= PROBLEM REQUIREMENTS =
Count every line in the entries that contains "this". Report that count alone.

** Begin MATERIAL SUPPLIED **

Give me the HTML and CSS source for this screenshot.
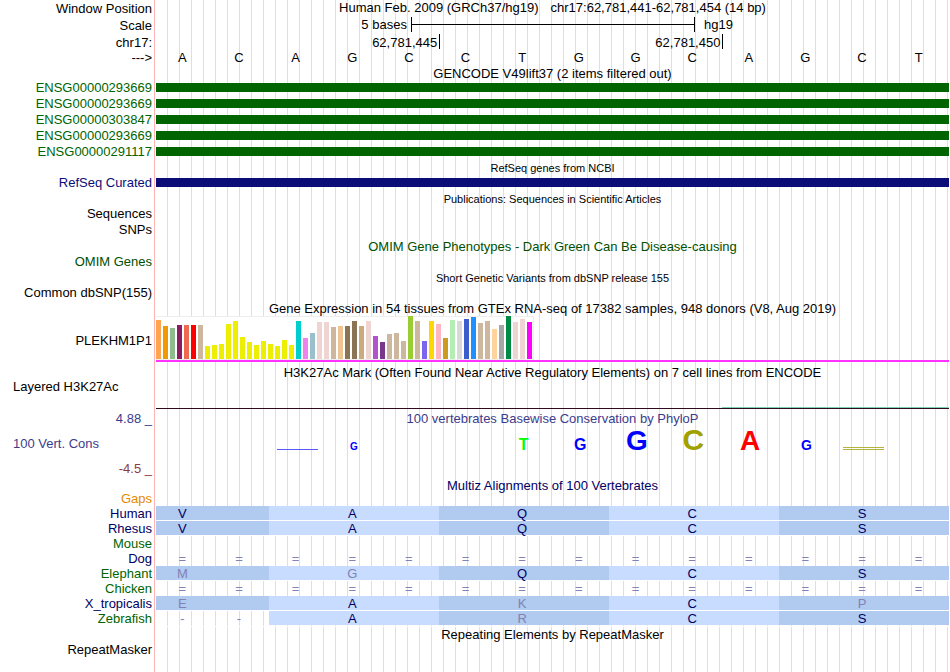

** End MATERIAL SUPPLIED **
** Begin MATERIAL SUPPLIED **

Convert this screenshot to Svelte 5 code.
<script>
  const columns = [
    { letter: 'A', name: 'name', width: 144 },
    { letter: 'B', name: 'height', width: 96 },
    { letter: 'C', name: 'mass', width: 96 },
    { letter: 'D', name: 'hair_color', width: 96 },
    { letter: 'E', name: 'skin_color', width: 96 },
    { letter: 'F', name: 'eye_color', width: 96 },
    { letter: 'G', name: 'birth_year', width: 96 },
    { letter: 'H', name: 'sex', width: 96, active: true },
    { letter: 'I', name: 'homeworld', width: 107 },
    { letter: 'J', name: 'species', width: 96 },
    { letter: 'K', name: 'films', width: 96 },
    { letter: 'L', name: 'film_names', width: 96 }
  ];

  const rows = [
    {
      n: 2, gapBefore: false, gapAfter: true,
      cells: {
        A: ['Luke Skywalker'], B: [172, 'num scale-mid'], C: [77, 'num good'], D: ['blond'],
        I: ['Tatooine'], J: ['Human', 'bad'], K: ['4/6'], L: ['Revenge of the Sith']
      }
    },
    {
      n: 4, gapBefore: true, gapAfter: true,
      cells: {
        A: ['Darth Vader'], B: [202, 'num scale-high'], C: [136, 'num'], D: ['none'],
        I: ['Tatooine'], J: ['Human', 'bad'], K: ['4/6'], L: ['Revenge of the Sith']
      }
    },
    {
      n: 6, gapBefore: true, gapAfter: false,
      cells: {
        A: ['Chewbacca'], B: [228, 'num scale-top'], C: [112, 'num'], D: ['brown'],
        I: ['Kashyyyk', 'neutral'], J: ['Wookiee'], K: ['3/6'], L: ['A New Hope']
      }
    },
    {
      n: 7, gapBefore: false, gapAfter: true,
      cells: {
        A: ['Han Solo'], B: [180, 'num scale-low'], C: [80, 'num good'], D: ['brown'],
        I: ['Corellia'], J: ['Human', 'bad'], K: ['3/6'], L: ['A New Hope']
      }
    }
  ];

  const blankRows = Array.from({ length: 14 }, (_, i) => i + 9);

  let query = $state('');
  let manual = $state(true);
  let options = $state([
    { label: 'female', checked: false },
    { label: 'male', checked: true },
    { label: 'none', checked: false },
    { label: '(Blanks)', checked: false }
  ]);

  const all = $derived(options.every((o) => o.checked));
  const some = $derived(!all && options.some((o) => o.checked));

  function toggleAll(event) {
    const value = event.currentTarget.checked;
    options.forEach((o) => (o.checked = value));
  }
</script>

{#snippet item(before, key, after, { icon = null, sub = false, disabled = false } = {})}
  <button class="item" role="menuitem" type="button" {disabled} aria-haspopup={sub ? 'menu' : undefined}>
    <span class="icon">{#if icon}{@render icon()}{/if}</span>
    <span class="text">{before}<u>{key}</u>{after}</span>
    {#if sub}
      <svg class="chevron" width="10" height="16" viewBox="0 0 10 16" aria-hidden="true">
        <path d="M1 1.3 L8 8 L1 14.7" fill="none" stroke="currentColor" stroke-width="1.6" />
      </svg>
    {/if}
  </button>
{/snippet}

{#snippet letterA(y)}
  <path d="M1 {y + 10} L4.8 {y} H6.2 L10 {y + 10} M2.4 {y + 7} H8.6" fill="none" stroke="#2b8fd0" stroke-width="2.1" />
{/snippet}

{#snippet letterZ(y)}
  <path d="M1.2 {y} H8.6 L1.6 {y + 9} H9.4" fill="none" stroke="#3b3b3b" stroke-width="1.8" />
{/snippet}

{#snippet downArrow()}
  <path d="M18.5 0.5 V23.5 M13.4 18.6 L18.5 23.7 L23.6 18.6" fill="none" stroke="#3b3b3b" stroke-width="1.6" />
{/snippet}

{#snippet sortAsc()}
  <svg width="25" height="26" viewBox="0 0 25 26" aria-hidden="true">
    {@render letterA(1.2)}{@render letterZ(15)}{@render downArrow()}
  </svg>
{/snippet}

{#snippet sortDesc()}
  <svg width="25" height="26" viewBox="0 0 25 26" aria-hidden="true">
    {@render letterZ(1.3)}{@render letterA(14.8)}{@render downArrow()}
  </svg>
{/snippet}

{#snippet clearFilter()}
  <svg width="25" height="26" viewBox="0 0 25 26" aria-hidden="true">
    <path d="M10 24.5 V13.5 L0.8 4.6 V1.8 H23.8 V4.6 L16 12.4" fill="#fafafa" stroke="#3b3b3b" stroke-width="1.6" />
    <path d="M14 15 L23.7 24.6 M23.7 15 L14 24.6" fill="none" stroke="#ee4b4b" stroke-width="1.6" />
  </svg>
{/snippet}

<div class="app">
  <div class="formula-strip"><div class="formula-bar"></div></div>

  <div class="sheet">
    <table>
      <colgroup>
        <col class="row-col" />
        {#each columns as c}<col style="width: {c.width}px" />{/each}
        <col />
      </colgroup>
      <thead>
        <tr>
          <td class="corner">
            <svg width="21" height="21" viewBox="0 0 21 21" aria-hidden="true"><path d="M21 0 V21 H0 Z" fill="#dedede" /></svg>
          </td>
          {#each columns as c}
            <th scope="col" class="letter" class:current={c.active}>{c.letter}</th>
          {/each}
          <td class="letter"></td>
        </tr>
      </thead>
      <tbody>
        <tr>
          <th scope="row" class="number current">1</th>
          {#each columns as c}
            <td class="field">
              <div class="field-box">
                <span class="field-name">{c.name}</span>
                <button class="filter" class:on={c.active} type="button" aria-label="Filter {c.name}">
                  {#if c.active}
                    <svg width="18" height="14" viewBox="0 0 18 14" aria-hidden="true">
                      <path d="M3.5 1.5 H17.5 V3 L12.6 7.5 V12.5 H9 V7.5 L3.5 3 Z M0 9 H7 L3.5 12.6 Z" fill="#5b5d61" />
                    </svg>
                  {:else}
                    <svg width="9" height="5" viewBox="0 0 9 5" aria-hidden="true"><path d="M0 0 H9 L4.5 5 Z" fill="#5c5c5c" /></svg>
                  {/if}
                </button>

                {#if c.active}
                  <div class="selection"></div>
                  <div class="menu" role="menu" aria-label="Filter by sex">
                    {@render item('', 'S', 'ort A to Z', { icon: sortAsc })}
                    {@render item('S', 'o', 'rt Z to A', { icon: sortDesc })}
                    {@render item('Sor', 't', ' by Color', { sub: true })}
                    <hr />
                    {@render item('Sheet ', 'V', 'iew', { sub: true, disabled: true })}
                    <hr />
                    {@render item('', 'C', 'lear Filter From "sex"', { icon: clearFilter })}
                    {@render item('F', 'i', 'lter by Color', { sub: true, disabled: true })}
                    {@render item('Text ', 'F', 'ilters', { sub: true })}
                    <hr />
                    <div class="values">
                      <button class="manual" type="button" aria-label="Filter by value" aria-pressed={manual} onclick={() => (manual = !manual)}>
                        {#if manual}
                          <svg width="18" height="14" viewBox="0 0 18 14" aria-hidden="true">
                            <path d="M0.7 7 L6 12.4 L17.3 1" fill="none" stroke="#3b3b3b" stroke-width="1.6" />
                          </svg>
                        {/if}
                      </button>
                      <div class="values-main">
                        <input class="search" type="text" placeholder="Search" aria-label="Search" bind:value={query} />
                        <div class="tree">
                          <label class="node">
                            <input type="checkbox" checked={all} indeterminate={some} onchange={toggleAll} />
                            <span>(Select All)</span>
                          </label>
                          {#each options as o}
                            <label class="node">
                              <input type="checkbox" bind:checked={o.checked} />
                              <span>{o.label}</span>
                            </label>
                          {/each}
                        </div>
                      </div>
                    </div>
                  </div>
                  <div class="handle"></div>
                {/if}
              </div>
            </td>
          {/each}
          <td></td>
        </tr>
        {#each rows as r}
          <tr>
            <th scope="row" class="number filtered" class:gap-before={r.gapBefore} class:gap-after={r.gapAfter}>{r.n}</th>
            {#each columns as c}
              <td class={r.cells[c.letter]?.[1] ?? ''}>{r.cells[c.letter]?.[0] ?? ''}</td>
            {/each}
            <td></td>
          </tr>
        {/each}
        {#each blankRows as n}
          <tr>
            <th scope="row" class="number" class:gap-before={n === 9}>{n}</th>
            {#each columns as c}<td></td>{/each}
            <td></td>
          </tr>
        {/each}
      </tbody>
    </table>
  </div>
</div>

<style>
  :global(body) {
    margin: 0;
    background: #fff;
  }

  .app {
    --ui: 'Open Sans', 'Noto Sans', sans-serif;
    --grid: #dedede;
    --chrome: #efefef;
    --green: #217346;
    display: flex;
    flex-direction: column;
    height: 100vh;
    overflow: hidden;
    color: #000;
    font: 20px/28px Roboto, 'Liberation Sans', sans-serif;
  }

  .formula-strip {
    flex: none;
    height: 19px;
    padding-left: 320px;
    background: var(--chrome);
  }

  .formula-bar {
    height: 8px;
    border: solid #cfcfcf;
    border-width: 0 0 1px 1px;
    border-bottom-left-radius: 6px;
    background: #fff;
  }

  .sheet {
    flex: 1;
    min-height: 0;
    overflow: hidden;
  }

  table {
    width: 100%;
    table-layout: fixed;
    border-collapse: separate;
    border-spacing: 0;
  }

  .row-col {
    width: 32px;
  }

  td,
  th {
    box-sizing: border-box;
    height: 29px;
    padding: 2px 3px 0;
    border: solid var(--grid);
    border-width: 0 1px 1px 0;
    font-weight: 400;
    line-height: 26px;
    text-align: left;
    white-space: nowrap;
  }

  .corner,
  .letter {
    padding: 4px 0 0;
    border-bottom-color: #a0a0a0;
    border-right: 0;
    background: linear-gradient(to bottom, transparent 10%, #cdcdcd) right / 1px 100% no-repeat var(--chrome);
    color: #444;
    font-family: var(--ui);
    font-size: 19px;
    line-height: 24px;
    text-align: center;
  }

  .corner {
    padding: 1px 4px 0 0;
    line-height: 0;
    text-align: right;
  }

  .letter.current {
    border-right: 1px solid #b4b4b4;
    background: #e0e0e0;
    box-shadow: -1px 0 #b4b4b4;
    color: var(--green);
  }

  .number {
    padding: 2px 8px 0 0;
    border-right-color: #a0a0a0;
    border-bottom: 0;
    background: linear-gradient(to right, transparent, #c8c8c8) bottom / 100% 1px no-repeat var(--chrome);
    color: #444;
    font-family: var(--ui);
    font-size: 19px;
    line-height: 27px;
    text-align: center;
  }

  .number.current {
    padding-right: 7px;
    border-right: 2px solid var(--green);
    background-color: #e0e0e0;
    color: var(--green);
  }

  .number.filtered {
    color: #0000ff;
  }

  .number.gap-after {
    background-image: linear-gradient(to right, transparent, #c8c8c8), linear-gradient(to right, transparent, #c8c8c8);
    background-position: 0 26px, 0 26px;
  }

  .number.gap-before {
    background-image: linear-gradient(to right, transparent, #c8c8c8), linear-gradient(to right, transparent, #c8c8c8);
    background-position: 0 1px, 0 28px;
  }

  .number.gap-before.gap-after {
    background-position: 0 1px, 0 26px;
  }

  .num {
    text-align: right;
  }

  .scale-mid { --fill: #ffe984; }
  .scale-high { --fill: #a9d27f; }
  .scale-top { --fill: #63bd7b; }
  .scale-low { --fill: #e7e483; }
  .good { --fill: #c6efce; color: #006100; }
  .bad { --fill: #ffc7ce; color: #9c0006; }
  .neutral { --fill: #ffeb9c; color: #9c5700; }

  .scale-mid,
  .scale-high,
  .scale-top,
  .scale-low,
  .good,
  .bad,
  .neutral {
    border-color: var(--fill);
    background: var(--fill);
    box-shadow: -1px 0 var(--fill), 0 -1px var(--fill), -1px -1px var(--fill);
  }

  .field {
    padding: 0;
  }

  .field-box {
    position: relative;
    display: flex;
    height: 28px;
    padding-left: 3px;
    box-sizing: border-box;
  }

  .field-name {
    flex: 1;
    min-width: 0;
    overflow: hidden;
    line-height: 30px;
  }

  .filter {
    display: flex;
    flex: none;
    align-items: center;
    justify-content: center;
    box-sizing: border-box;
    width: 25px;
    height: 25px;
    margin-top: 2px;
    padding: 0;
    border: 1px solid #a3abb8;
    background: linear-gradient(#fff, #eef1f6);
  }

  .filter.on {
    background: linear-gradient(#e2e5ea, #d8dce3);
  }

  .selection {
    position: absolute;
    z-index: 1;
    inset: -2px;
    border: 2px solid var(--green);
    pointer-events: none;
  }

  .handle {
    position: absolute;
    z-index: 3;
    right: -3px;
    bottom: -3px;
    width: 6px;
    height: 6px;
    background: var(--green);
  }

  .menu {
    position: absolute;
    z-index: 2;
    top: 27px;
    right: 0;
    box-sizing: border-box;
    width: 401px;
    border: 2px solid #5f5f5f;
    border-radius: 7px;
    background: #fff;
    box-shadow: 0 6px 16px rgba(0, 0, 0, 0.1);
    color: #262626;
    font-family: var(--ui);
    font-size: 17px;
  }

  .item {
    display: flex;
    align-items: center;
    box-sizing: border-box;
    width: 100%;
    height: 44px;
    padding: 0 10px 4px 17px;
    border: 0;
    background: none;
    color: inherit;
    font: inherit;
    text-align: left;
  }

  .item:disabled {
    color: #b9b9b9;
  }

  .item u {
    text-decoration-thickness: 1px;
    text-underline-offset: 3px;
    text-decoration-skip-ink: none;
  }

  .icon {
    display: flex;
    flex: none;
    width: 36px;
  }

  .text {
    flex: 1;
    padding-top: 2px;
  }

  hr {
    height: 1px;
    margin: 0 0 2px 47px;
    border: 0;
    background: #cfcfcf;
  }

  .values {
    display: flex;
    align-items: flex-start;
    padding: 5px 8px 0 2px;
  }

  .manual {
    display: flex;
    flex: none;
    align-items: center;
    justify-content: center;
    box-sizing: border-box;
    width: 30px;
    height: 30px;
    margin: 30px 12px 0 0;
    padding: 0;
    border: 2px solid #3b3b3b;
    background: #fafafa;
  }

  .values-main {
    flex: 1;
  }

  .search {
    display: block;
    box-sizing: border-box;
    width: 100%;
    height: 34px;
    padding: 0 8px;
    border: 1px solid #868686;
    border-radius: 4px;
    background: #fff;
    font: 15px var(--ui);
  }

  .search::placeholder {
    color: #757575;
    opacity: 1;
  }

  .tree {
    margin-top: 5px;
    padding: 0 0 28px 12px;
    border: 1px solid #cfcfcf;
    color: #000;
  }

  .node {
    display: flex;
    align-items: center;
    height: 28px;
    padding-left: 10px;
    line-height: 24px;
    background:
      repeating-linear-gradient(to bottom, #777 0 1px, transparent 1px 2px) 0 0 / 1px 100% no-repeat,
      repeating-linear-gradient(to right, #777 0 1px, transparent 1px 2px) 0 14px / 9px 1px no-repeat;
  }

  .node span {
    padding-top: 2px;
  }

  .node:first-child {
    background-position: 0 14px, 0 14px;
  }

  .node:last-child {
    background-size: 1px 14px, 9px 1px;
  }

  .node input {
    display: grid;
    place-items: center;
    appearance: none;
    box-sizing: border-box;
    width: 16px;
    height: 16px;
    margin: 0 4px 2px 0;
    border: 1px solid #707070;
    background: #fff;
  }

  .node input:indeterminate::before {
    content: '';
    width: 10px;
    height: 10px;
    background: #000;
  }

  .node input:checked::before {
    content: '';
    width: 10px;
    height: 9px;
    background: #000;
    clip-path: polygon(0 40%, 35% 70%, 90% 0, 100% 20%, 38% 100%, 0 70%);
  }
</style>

** End MATERIAL SUPPLIED **

= FINISHED TASK =
2